◆ YOUR TASK: Print nothing but the lines from the start of the listing below through the line that contains "size-10 shrink-0 items-center". Do not include the pictures.

------------------------------------------------------------------------

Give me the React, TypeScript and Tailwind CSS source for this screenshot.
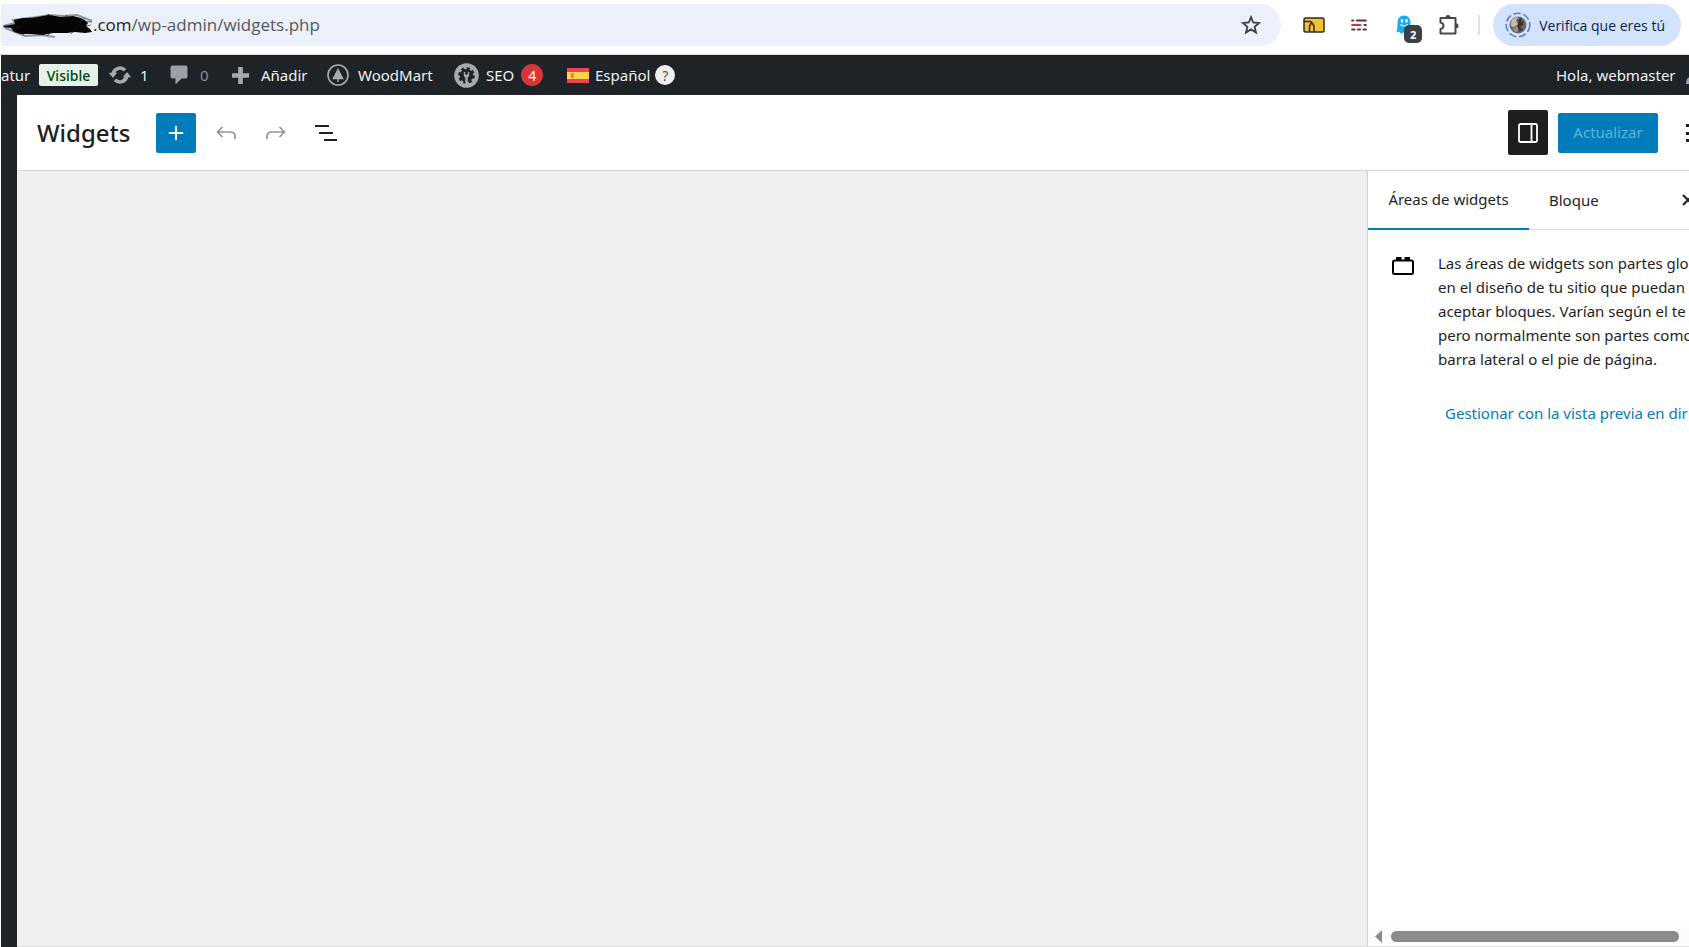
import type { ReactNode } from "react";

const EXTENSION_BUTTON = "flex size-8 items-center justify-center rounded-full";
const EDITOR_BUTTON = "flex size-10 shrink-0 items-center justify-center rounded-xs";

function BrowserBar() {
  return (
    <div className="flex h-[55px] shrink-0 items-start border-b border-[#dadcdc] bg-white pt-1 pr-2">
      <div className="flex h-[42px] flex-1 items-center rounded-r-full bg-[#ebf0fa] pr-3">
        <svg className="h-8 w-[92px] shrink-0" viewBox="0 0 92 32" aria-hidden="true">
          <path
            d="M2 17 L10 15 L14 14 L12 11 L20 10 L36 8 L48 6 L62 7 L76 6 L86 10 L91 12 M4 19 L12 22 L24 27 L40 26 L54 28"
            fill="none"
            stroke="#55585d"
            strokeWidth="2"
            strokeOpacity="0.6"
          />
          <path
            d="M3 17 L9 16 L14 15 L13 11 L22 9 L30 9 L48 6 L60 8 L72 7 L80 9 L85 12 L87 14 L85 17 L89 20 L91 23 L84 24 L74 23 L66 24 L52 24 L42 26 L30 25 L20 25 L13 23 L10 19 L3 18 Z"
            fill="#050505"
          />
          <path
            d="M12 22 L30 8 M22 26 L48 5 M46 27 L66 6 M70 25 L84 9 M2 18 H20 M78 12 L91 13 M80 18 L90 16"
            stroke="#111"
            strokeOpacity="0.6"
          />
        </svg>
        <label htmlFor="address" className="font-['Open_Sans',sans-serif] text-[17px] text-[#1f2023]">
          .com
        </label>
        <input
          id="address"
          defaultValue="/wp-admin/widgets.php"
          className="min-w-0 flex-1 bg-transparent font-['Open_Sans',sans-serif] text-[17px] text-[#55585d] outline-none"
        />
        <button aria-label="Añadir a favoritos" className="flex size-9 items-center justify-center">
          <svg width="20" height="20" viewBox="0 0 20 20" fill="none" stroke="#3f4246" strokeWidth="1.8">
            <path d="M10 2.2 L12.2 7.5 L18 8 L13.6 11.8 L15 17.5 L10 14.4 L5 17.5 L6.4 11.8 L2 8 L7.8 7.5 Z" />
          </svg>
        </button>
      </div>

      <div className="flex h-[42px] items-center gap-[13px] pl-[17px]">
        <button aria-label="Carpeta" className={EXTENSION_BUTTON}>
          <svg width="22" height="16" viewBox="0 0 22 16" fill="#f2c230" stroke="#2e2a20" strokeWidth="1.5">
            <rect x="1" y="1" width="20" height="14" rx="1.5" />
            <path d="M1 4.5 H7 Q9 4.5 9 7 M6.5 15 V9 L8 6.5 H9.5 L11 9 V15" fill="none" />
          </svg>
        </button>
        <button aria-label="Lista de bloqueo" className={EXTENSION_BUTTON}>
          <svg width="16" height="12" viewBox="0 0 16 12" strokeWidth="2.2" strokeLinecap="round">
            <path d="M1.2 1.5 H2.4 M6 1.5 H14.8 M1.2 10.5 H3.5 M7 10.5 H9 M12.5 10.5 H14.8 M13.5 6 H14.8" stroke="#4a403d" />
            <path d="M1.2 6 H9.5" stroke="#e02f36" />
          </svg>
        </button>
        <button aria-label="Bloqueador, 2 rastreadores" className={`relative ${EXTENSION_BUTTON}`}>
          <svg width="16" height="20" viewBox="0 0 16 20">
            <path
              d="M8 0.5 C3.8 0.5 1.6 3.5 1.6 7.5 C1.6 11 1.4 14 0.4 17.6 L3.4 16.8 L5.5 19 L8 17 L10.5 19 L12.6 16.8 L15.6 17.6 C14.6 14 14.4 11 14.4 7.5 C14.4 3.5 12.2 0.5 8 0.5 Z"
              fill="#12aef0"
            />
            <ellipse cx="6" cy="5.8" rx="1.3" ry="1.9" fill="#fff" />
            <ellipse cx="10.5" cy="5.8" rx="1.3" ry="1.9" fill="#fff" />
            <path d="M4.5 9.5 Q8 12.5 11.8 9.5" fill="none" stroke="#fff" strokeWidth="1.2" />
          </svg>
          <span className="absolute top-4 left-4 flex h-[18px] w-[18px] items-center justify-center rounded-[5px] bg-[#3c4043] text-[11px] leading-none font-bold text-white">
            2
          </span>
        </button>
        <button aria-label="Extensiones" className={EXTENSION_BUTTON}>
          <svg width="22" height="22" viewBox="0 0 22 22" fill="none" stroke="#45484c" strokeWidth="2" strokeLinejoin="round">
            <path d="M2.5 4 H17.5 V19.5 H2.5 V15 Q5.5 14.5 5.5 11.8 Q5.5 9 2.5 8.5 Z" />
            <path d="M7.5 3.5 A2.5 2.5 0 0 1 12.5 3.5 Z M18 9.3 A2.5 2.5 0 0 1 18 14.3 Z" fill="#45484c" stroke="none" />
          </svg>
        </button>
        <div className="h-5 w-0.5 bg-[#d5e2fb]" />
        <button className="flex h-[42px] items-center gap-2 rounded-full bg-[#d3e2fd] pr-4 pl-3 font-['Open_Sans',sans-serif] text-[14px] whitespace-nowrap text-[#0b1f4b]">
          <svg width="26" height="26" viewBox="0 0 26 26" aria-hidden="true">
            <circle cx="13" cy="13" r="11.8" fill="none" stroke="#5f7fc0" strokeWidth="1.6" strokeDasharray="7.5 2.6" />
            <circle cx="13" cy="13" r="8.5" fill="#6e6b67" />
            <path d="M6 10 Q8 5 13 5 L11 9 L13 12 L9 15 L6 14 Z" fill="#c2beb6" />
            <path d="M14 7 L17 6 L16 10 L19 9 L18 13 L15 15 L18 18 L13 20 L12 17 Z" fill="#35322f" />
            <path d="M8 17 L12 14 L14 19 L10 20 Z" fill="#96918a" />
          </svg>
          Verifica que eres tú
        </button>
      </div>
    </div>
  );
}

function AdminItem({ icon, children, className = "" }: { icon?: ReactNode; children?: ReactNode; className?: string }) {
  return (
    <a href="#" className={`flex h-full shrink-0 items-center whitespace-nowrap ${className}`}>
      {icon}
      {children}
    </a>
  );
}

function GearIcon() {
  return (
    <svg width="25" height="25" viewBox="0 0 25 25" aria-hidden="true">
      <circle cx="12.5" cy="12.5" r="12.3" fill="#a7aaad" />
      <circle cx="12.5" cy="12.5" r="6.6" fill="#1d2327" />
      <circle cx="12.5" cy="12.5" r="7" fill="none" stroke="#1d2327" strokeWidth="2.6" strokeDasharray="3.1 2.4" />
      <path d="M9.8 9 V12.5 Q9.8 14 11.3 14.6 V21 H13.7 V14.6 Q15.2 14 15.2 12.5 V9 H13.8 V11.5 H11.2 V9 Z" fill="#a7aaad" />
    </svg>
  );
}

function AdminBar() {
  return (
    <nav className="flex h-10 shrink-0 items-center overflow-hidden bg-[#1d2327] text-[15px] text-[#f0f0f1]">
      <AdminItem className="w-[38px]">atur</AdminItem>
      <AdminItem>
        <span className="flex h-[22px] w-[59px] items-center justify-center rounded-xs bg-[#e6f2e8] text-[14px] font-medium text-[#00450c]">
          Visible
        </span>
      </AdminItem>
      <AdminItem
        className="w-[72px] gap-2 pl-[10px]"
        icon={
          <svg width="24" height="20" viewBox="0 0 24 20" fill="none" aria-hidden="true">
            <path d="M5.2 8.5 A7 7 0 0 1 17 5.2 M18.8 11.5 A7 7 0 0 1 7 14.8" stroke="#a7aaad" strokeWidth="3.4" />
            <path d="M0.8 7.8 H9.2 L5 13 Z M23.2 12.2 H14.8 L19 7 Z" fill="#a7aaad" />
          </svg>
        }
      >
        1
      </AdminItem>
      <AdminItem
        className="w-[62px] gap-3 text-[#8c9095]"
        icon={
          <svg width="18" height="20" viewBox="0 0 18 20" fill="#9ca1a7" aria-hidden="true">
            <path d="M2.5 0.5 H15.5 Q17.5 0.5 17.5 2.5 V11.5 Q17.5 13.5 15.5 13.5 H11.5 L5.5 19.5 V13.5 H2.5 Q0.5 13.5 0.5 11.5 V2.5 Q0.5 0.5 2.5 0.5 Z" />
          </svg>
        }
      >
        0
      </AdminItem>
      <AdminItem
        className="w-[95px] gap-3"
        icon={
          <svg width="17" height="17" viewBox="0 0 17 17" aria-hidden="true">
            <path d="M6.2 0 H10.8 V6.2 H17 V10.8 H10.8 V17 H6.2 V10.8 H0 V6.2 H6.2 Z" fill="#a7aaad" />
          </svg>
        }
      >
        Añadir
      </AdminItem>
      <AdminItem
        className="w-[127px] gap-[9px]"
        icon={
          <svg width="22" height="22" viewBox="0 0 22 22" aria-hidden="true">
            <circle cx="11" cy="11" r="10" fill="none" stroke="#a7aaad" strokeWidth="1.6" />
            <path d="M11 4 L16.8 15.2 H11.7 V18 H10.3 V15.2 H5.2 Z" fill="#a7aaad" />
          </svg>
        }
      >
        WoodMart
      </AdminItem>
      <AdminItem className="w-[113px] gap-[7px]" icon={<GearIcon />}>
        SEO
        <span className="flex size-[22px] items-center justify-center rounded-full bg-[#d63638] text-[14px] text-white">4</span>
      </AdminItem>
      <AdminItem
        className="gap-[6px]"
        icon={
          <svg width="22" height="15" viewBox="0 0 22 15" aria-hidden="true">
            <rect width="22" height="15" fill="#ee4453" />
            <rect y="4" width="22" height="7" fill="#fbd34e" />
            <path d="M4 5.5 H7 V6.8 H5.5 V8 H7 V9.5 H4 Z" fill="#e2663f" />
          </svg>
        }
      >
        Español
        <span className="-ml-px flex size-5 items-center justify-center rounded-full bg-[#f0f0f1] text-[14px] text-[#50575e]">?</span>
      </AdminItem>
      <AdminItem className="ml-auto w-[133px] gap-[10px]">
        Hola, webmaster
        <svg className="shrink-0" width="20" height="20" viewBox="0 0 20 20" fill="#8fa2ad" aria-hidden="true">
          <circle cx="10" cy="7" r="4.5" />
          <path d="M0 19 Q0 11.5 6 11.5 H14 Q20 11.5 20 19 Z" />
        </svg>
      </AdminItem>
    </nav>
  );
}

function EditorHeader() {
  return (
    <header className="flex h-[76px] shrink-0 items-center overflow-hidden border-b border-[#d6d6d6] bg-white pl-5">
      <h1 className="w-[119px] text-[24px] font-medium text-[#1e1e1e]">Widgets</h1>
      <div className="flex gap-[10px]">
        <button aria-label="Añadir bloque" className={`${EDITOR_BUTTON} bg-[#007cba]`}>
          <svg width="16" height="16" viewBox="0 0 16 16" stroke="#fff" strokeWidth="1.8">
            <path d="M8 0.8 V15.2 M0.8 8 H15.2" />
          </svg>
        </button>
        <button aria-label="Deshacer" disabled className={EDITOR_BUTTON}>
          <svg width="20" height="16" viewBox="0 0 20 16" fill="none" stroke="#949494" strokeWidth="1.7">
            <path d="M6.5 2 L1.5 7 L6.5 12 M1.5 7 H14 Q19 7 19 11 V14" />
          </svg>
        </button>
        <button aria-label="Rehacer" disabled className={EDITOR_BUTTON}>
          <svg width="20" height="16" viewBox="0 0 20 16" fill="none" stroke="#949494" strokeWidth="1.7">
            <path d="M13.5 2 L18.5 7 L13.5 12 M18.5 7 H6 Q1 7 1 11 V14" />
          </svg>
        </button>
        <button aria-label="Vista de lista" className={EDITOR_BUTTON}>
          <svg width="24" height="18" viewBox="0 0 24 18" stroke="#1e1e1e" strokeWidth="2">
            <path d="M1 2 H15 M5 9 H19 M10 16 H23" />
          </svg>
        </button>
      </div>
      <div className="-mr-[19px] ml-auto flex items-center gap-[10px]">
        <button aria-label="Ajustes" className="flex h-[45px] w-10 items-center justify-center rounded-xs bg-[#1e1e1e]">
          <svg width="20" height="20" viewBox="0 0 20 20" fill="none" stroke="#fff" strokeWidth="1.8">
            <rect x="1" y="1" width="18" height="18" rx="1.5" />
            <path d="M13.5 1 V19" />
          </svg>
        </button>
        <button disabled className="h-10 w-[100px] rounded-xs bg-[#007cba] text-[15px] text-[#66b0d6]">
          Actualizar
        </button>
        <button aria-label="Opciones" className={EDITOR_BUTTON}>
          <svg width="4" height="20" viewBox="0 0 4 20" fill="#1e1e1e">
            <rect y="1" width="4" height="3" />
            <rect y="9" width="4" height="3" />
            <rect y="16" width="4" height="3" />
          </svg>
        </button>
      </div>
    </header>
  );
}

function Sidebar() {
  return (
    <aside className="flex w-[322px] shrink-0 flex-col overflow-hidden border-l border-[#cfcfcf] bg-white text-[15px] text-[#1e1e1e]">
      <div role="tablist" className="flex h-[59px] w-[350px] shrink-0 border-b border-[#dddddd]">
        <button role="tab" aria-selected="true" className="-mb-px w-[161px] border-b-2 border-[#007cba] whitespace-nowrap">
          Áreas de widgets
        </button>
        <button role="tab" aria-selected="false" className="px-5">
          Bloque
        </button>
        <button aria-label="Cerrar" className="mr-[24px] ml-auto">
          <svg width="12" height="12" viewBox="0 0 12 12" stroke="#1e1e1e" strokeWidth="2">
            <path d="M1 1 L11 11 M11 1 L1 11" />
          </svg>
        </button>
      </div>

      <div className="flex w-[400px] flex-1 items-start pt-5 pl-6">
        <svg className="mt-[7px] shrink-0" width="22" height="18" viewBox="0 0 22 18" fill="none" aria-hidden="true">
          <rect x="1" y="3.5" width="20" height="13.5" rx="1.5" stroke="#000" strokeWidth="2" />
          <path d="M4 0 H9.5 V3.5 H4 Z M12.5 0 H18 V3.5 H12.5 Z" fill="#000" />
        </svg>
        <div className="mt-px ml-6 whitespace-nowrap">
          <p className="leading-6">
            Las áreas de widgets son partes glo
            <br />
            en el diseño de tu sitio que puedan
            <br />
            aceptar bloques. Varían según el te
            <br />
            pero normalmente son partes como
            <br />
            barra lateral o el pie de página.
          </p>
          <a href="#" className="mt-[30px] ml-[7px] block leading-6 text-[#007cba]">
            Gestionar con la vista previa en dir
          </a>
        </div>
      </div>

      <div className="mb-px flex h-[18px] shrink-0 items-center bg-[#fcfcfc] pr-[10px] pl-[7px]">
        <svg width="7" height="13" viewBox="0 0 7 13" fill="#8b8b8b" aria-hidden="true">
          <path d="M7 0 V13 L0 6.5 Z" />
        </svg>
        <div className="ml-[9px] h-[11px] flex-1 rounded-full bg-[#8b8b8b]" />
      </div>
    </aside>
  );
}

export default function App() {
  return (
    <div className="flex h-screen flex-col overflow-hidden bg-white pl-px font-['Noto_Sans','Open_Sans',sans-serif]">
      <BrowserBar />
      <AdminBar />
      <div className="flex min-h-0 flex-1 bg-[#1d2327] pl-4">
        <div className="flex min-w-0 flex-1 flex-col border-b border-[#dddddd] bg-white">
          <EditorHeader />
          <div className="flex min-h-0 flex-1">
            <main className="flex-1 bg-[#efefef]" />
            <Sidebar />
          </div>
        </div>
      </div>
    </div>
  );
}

------------------------------------------------------------------------

◆ RESULT OF THIS EXERCISE:
Give me the React, TypeScript and Tailwind CSS source for this screenshot.
import type { ReactNode } from "react";

const EXTENSION_BUTTON = "flex size-8 items-center justify-center rounded-full";
const EDITOR_BUTTON = "flex size-10 shrink-0 items-center justify-center rounded-xs";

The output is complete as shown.